For those who like puzzles as well as books, this department brings you the first sentence of a book, currently out of print in the U.S., by a famous writer. The name of the author and title of the book will be in the next issue, so write your guess down. If you want to send me your guess, email it to email@example.com.
Please include your name (so I can congratulate you in this space if you're correct) and let me know if you recognized the writer's style or if you know the book, or both.
This Issue's Sentence:
Once my mother phoned me and said, "Oh, why did the mother in your story have to be so slangy?"
I'm waiting for your guesses.
Last Issue's Sentence:
Peter guessed that he must have been hurt in the accident though he could not remember very much from the time he had left the safety of Scotch Nanny's side and run out across the street to get to the garden in the square, where the tabby striped kitten was warming herself by the railing and washing in the early spring sunshine.
The sentence is from The Abandoned by Paul Gallico. Two readers correctly guessed it. Nancy Kruse Hannigan got it by searching on the phrase "Scotch Nanny" at the Google site. The other, Arabella, not only knew what book it was but also offered the title under which it was published in England: Jennie. Arabella said she was surprised that it is out of print: "although it was first published in 1950, it was available as a paperback (put out by International Polygonics, Ltd. of New York City) as recently as 1988."
As near as I can tell, the book is indeed out of print. There may still be some copies in stock at some bookstores, but used copies are readily available. If anyone has different information, please let me know the particulars, and I'll provide a correction in the next issue.
The Abandoned is about a boy who is struck by a car, and he comes to, not as a boy but as a cat. He meets another cat, Jennie, who helps him with his feline education.
Paul Gallico was born in New York in 1897, to immigrant parents. His father was Italian and his mother Austrian, and they had come to the U.S. two years before he was born. He attended public schools in New York and then graduated Columbia University in 1921, a graduation that was a year late because of his service in World War I. He worked for the National Board of Motion Picture Review for a few months then took a job as a film critic for The New York Daily News. He lost that job (he later said) because his reviews were too "smart alecky." He found work in the sports department.

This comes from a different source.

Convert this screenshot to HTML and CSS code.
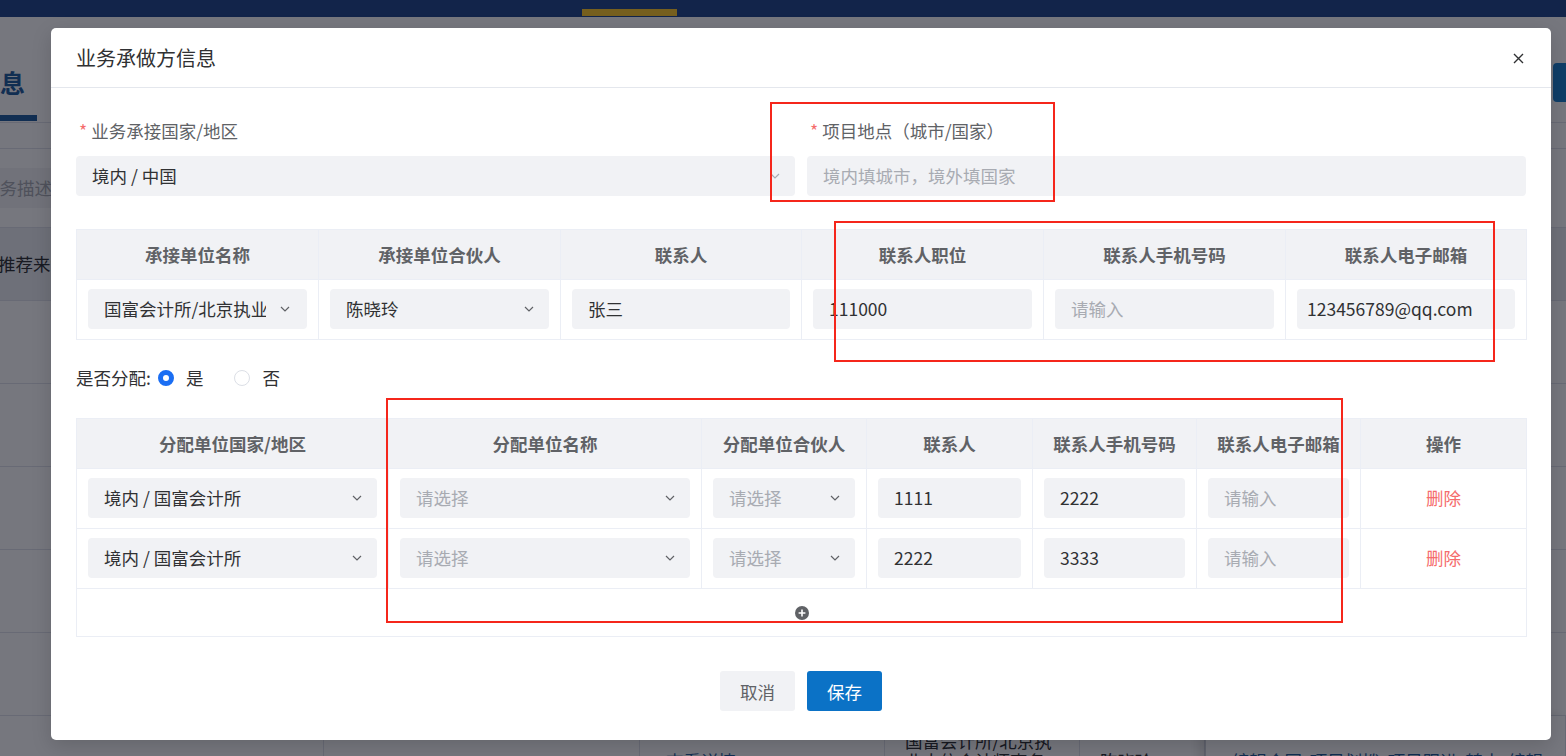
FILE: index.html
```html
<!DOCTYPE html>
<html lang="zh-CN">
<head>
    <meta charset="UTF-8">
    <meta name="viewport" content="width=device-width, initial-scale=1.0">
    <title>业务承做方信息</title>
    <link rel="stylesheet" href="styles.css">
</head>
<body>
    <!-- pagina de fundo (fica atras da mascara) -->
    <div class="bg">
        <div class="bg-nav"><span class="bg-nav-tab"></span></div>
        <div class="bg-head">
            <div class="bg-tab"><span>基本信息</span></div>
            <div class="bg-head-btn"></div>
        </div>
        <div class="bg-sub"></div>
        <div class="bg-field"><div class="bg-field-box"><span>业务描述</span></div></div>
        <div class="bg-row bg-row-dark"><span class="bg-cut">推荐来源</span></div>
        <div class="bg-row"></div>
        <div class="bg-row"></div>
        <div class="bg-row"></div>
        <div class="bg-row"></div>
        <div class="bg-row"></div>
        <div class="bg-row bg-table-row">
            <div class="bg-cell"></div>
            <div class="bg-cell"></div>
            <div class="bg-cell bg-link">查看详情</div>
            <div class="bg-cell">国富会计所/北京执业大信会计师事务所</div>
            <div class="bg-cell">陈晓玲</div>
            <div class="bg-cell bg-fixed bg-link">编辑合同&nbsp;&nbsp;项目划拨&nbsp;&nbsp;项目跟进&nbsp;&nbsp;转中&nbsp;&nbsp;编辑</div>
        </div>
    </div>

    <div class="mask"></div>

    <div class="dialog">
        <div class="dialog-header">
            <span class="dialog-title">业务承做方信息</span>
            <span class="dialog-close">
                <svg width="11" height="11" viewBox="0 0 11 11"><path d="M1 1 L10 10 M10 1 L1 10" stroke="#303133" stroke-width="1.4" fill="none"/></svg>
            </span>
        </div>

        <div class="dialog-body">
            <div class="form-row">
                <div class="form-item">
                    <label class="form-label"><i class="req">*</i>业务承接国家/地区</label>
                    <div class="field">
                        <span class="field-text">境内 / 中国</span>
                        <svg class="arrow arrow-light" viewBox="0 0 10 6"><polyline points="1,1 5,5 9,1"/></svg>
                    </div>
                </div>
                <div class="form-item">
                    <label class="form-label"><i class="req">*</i>项目地点（城市/国家）</label>
                    <div class="field">
                        <span class="field-text placeholder">境内填城市，境外填国家</span>
                    </div>
                </div>
            </div>

            <table class="grid">
                <colgroup>
                    <col style="width:242px"><col style="width:242px"><col style="width:241px">
                    <col style="width:242px"><col style="width:242px"><col style="width:241px">
                </colgroup>
                <thead>
                    <tr>
                        <th>承接单位名称</th>
                        <th>承接单位合伙人</th>
                        <th>联系人</th>
                        <th>联系人职位</th>
                        <th>联系人手机号码</th>
                        <th>联系人电子邮箱</th>
                    </tr>
                </thead>
                <tbody>
                    <tr>
                        <td><div class="field field-clip"><span class="field-text">国富会计所/北京执业有限公司</span><svg class="arrow" viewBox="0 0 10 6"><polyline points="1,1 5,5 9,1"/></svg></div></td>
                        <td><div class="field"><span class="field-text">陈晓玲</span><svg class="arrow" viewBox="0 0 10 6"><polyline points="1,1 5,5 9,1"/></svg></div></td>
                        <td><div class="field"><span class="field-text">张三</span></div></td>
                        <td><div class="field"><span class="field-text">111000</span></div></td>
                        <td><div class="field"><span class="field-text placeholder">请输入</span></div></td>
                        <td><div class="field field-tight"><span class="field-text">123456789@qq.com</span></div></td>
                    </tr>
                </tbody>
            </table>

            <div class="radio-row">
                <span class="radio-label">是否分配:</span>
                <span class="radio checked"><span class="radio-dot"></span>是</span>
                <span class="radio"><span class="radio-dot"></span>否</span>
            </div>

            <table class="grid">
                <colgroup>
                    <col style="width:312px"><col style="width:313px"><col style="width:165px">
                    <col style="width:166px"><col style="width:164px"><col style="width:164px">
                    <col style="width:166px">
                </colgroup>
                <thead>
                    <tr>
                        <th>分配单位国家/地区</th>
                        <th>分配单位名称</th>
                        <th>分配单位合伙人</th>
                        <th>联系人</th>
                        <th>联系人手机号码</th>
                        <th>联系人电子邮箱</th>
                        <th>操作</th>
                    </tr>
                </thead>
                <tbody>
                    <tr>
                        <td><div class="field"><span class="field-text">境内 / 国富会计所</span><svg class="arrow" viewBox="0 0 10 6"><polyline points="1,1 5,5 9,1"/></svg></div></td>
                        <td><div class="field"><span class="field-text placeholder">请选择</span><svg class="arrow" viewBox="0 0 10 6"><polyline points="1,1 5,5 9,1"/></svg></div></td>
                        <td><div class="field"><span class="field-text placeholder">请选择</span><svg class="arrow" viewBox="0 0 10 6"><polyline points="1,1 5,5 9,1"/></svg></div></td>
                        <td><div class="field"><span class="field-text">1111</span></div></td>
                        <td><div class="field"><span class="field-text">2222</span></div></td>
                        <td><div class="field"><span class="field-text placeholder">请输入</span></div></td>
                        <td class="cell-center"><span class="link-danger">删除</span></td>
                    </tr>
                    <tr>
                        <td><div class="field"><span class="field-text">境内 / 国富会计所</span><svg class="arrow" viewBox="0 0 10 6"><polyline points="1,1 5,5 9,1"/></svg></div></td>
                        <td><div class="field"><span class="field-text placeholder">请选择</span><svg class="arrow" viewBox="0 0 10 6"><polyline points="1,1 5,5 9,1"/></svg></div></td>
                        <td><div class="field"><span class="field-text placeholder">请选择</span><svg class="arrow" viewBox="0 0 10 6"><polyline points="1,1 5,5 9,1"/></svg></div></td>
                        <td><div class="field"><span class="field-text">2222</span></div></td>
                        <td><div class="field"><span class="field-text">3333</span></div></td>
                        <td><div class="field"><span class="field-text placeholder">请输入</span></div></td>
                        <td class="cell-center"><span class="link-danger">删除</span></td>
                    </tr>
                    <tr>
                        <td colspan="7" class="add-cell">
                            <div class="add-row">
                                <svg width="14" height="14" viewBox="0 0 14 14"><circle cx="7" cy="7" r="7" fill="#606266"/><path d="M7 3.6 V10.4 M3.6 7 H10.4" stroke="#fff" stroke-width="1.6"/></svg>
                            </div>
                        </td>
                    </tr>
                </tbody>
            </table>
        </div>

        <div class="dialog-footer">
            <button class="btn">取消</button>
            <button class="btn btn-primary">保存</button>
        </div>
    </div>

    <!-- marcacoes vermelhas da captura -->
    <div class="mark mark-1"></div>
    <div class="mark mark-2"></div>
    <div class="mark mark-3"></div>
</body>
</html>
```

FILE: styles.css
```css
html, body {
    margin: 0;
    padding: 0;
}
body {
    width: 1566px;
    height: 756px;
    overflow: hidden;
    position: relative;
    font-family: "Noto Sans CJK SC", "Liberation Sans", sans-serif;
    font-size: 17.5px;
    color: #303133;
    background-color: #fff;
}

/* ---------- fundo ---------- */
.bg {
    width: 1566px;
    height: 756px;
    overflow: hidden;
}
.bg-nav {
    height: 17px;
    background-color: #22488c;
    position: relative;
}
.bg-nav-tab {
    display: block;
    margin-left: 582px;
    padding-top: 9px;
    width: 95px;
    height: 7px;
    background-clip: content-box;
    background-color: #fecb2a;
}
.bg-head {
    height: 106px;
    box-sizing: border-box;
    display: flex;
    justify-content: space-between;
    border-bottom: 1px solid #dfe3ea;
}
.bg-tab {
    width: 37px;
    align-self: flex-end;
    display: flex;
    justify-content: flex-end;
    box-sizing: border-box;
    padding-right: 12px;
    padding-bottom: 20px;
    border-bottom: 6px solid #1f5e9e;
    margin-bottom: 1px;
    font-size: 25px;
    font-weight: bold;
    line-height: 26px;
    color: #1f5e9e;
    white-space: nowrap;
}
.bg-head-btn {
    align-self: flex-start;
    margin-top: 46px;
    margin-right: -60px;
    width: 73px;
    height: 39px;
    border-radius: 4px;
    background-color: #1b80cf;
}
.bg-sub {
    height: 25px;
    border-bottom: 1px solid #dfe3ea;
}
.bg-field {
    height: 79px;
    box-sizing: border-box;
    padding-top: 19px;
    border-bottom: 1px solid #dfe3ea;
}
.bg-field-box {
    width: 700px;
    height: 40px;
    background-color: #f3f4f6;
    line-height: 40px;
    color: #a8abb2;
    overflow: hidden;
    white-space: nowrap;
}
.bg-field-box span {
    margin-left: -18px;
}
.bg-row {
    height: 83px;
    box-sizing: border-box;
    border-bottom: 1px solid #dfe3ea;
}
.bg-row-dark {
    height: 73px;
    background-color: #eef0f4;
    line-height: 72px;
    white-space: nowrap;
}
.bg-cut {
    margin-left: -2px;
}
.bg-table-row {
    display: grid;
    grid-template-columns: 324px 316px 245px 195px 125px 361px;
    height: 90px;
}
.bg-cell {
    border-right: 1px solid #dfe3ea;
    padding: 0 20px;
    display: flex;
    align-items: center;
    line-height: 20px;
    font-size: 17.5px;
    color: #303133;
    overflow: hidden;
}
.bg-link {
    color: #1f5e9e;
    padding-left: 26px;
}
.bg-fixed {
    border-left: 1px solid #cfd3da;
    box-shadow: -6px 0 10px rgba(0,0,0,0.12);
    white-space: nowrap;
}

.mask {
    position: absolute;
    left: 0;
    top: 0;
    width: 100%;
    height: 100%;
    background-color: rgba(5, 8, 20, 0.55);
}

/* ---------- dialogo ---------- */
.dialog {
    position: absolute;
    left: 51px;
    top: 28px;
    width: 1500px;
    background-color: #fff;
    border-radius: 5px;
    box-shadow: 0 6px 20px rgba(0,0,0,0.15);
}
.dialog-header {
    height: 59px;
    border-bottom: 1px solid #e4e7ed;
    display: flex;
    align-items: center;
    justify-content: space-between;
    padding: 0 27px 0 25px;
}
.dialog-title {
    font-size: 20px;
    line-height: 24px;
    color: #303133;
}
.dialog-close {
    display: flex;
    width: 11px;
    height: 11px;
    margin-top: 1px;
}
.dialog-body {
    padding: 32px 25px 0 25px;
}

.form-row {
    display: flex;
    gap: 12px;
}
.form-item {
    flex: 1;
}
.form-label {
    display: block;
    padding-left: 3px;
    line-height: 22px;
    margin-bottom: 14px;
    color: #606266;
}
.req {
    font-style: normal;
    color: #f56c6c;
    margin-right: 4px;
}

.field {
    height: 40px;
    box-sizing: border-box;
    background-color: #f1f2f5;
    border-radius: 4px;
    padding: 0 16px;
    display: flex;
    align-items: center;
    gap: 8px;
}
.field-tight {
    padding: 0 10px;
}
.field-clip {
    gap: 14px;
    padding-right: 18px;
}
.field-text {
    flex: 1;
    min-width: 0;
    white-space: nowrap;
    overflow: hidden;
    line-height: 38px;
    color: #303133;
}
.placeholder {
    color: #a8abb2;
}
.arrow {
    width: 10px;
    height: 6px;
    flex: none;
    fill: none;
    stroke: #606266;
    stroke-width: 1.2;
    margin-right: -1px;
}
.arrow-light {
    stroke: #a8abb2;
}

/* tabelas */
.grid {
    width: 1450px;
    table-layout: fixed;
    border-collapse: collapse;
    border: 1px solid #ebeef5;
    margin-top: 33px;
}
.grid th {
    height: 49px;
    padding: 0;
    background-color: #f1f2f5;
    color: #606266;
    font-weight: bold;
    text-align: center;
    border: 1px solid #ebeef5;
    line-height: 22px;
    white-space: nowrap;
}
.grid td {
    padding: 9px 11px 10px 11px;
    border: 1px solid #ebeef5;
}
.cell-center {
    text-align: center;
    line-height: 22px;
}
.link-danger {
    color: #f56c6c;
}
.add-cell.add-cell {
    padding: 0;
}
.add-row {
    height: 47px;
    display: flex;
    align-items: center;
    justify-content: center;
}

.radio-row {
    display: flex;
    align-items: center;
    line-height: 24px;
    margin-top: 26px;
}
.radio-row + .grid {
    margin-top: 28px;
}
.radio-label {
    margin-right: 7px;
}
.radio {
    display: flex;
    align-items: center;
    gap: 12px;
    margin-right: 31px;
}
.radio-dot {
    width: 16px;
    height: 16px;
    box-sizing: border-box;
    border-radius: 50%;
    border: 1px solid #dcdfe6;
    background-color: #fff;
}
.radio.checked .radio-dot {
    border: 5px solid #1b6ef3;
}

.dialog-footer {
    display: flex;
    justify-content: center;
    gap: 12px;
    padding: 34px 0 29px 0;
}
.btn {
    width: 75px;
    height: 40px;
    border: none;
    border-radius: 3px;
    background-color: #f1f2f5;
    color: #606266;
    font-family: inherit;
    font-size: 17.5px;
    cursor: pointer;
}
.btn-primary {
    background-color: #0b72c6;
    color: #fff;
}

/* marcacoes */
.mark {
    position: absolute;
    border: 2px solid #f5261b;
    box-sizing: border-box;
}
.mark-1 {
    left: 770px;
    top: 102px;
    width: 285px;
    height: 100px;
}
.mark-2 {
    left: 834px;
    top: 221px;
    width: 661px;
    height: 141px;
}
.mark-3 {
    left: 386px;
    top: 398px;
    width: 957px;
    height: 225px;
}
```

Gallico became a sports writer of considerable reputation by means of a single act. On assignment at the training camp of Jack Dempsey, he persuaded Dempsey to let him spar with him so he could get an idea of what it was like to be punched by a heavyweight champ. It took Dempsey less than two minutes to knock him out, but he wrote a story about it and ulimately became a minor celebrity. He became sports editor of the Daily News in 1923.
But Gallico's ambition was to write fiction, and in addition to his sports news and columns, he wrote short stories, which he peddled to Vanity Fair and The Saturday Evening Post. When he sold a story to the movies for $5,000 in 1936, he decided he had enough money to quit sports writing and devote himself to fiction.

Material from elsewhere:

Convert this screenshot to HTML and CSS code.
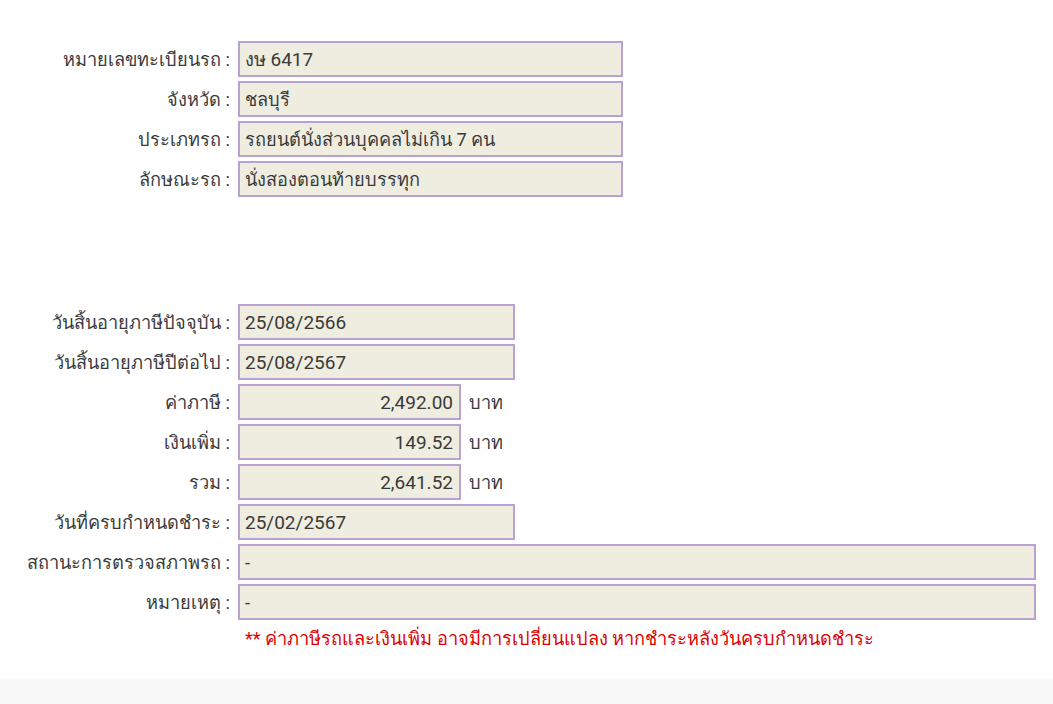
FILE: index.html
```html
<!DOCTYPE html>
<html lang="th">
<head>
<meta charset="utf-8">
<link rel="stylesheet" href="styles.css">
</head>
<body>
<div class="page">
  <div class="group group-top">
    <div class="row"><label class="lbl">หมายเลขทะเบียนรถ :</label><div class="box w-384">งษ <span class="digits">6417</span></div></div>
    <div class="row"><label class="lbl">จังหวัด :</label><div class="box w-384">ชลบุรี</div></div>
    <div class="row"><label class="lbl">ประเภทรถ :</label><div class="box w-384">รถยนต์นั่งส่วนบุคคลไม่เกิน 7 คน</div></div>
    <div class="row"><label class="lbl">ลักษณะรถ :</label><div class="box w-384">นั่งสองตอนท้ายบรรทุก</div></div>
  </div>
  <div class="group group-bottom">
    <div class="row"><label class="lbl">วันสิ้นอายุภาษีปัจจุบัน :</label><div class="box w-276 digits">25/08/2566</div></div>
    <div class="row"><label class="lbl">วันสิ้นอายุภาษีปีต่อไป :</label><div class="box w-276 digits">25/08/2567</div></div>
    <div class="row"><label class="lbl">ค่าภาษี :</label><div class="box w-222 num digits">2,492.00</div><span class="unit">บาท</span></div>
    <div class="row"><label class="lbl">เงินเพิ่ม :</label><div class="box w-222 num digits">149.52</div><span class="unit">บาท</span></div>
    <div class="row"><label class="lbl">รวม :</label><div class="box w-222 num digits">2,641.52</div><span class="unit">บาท</span></div>
    <div class="row"><label class="lbl">วันที่ครบกำหนดชำระ :</label><div class="box w-276 digits">25/02/2567</div></div>
    <div class="row"><label class="lbl">สถานะการตรวจสภาพรถ :</label><div class="box w-797">-</div></div>
    <div class="row"><label class="lbl">หมายเหตุ :</label><div class="box w-797">-</div></div>
    <div class="row note-row"><span class="lbl"></span><p class="note">** ค่าภาษีรถและเงินเพิ่ม อาจมีการเปลี่ยนแปลง หากชำระหลังวันครบกำหนดชำระ</p></div>
  </div>
</div>
<footer class="footer"></footer>
</body>
</html>
```
FILE: styles.css
```css
html, body {
  margin: 0;
  padding: 0;
  background: #ffffff;
}
body {
  font-family: Roboto, "Noto Sans", "DejaVu Sans", sans-serif;
  font-size: 18.2px;
  color: #3a3a3a;
}
.page {
  padding-top: 41px;
  padding-bottom: 27px;
}
.group {
  display: flex;
  flex-direction: column;
  gap: 4px;
}
.group-bottom {
  margin-top: 107px;
}
.row {
  display: flex;
  align-items: center;
  height: 36px;
}
.lbl {
  width: 230px;
  flex: none;
  text-align: right;
  padding-right: 8px;
  white-space: nowrap;
}
.box {
  height: 36px;
  box-sizing: border-box;
  border: 2px solid #b9a2d2;
  background: #eeede0;
  padding: 0 6px 0 5px;
  display: flex;
  align-items: center;
  white-space: pre;
}
.digits {
  font-size: 19px;
}
.num {
  justify-content: flex-end;
}
.w-384 { width: 385px; }
.w-276 { width: 277px; }
.w-222 { width: 223px; }
.w-797 { width: 798px; }
.unit {
  margin-left: 8px;
}
.note-row {
  height: 28px;
}
.note {
  margin: 0 0 0 7px;
  color: #dd0000;
}
.footer {
  height: 26px;
  background: #f8f8f8;
}
```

The Snow Goose was published in 1941, and it brought him international recognition. He was the author of at least 50 books, including the Mrs. 'Arris books, Thomasina, Lou Gehrig: Pride of the Yankees, Confessions of a Story Writer, The Hurricane Story, and The Poseidon Adventure (in addition to others already mentioned). A number of the books in his bibliography appear to be stories about cats.
He was married four times. He died in 1976.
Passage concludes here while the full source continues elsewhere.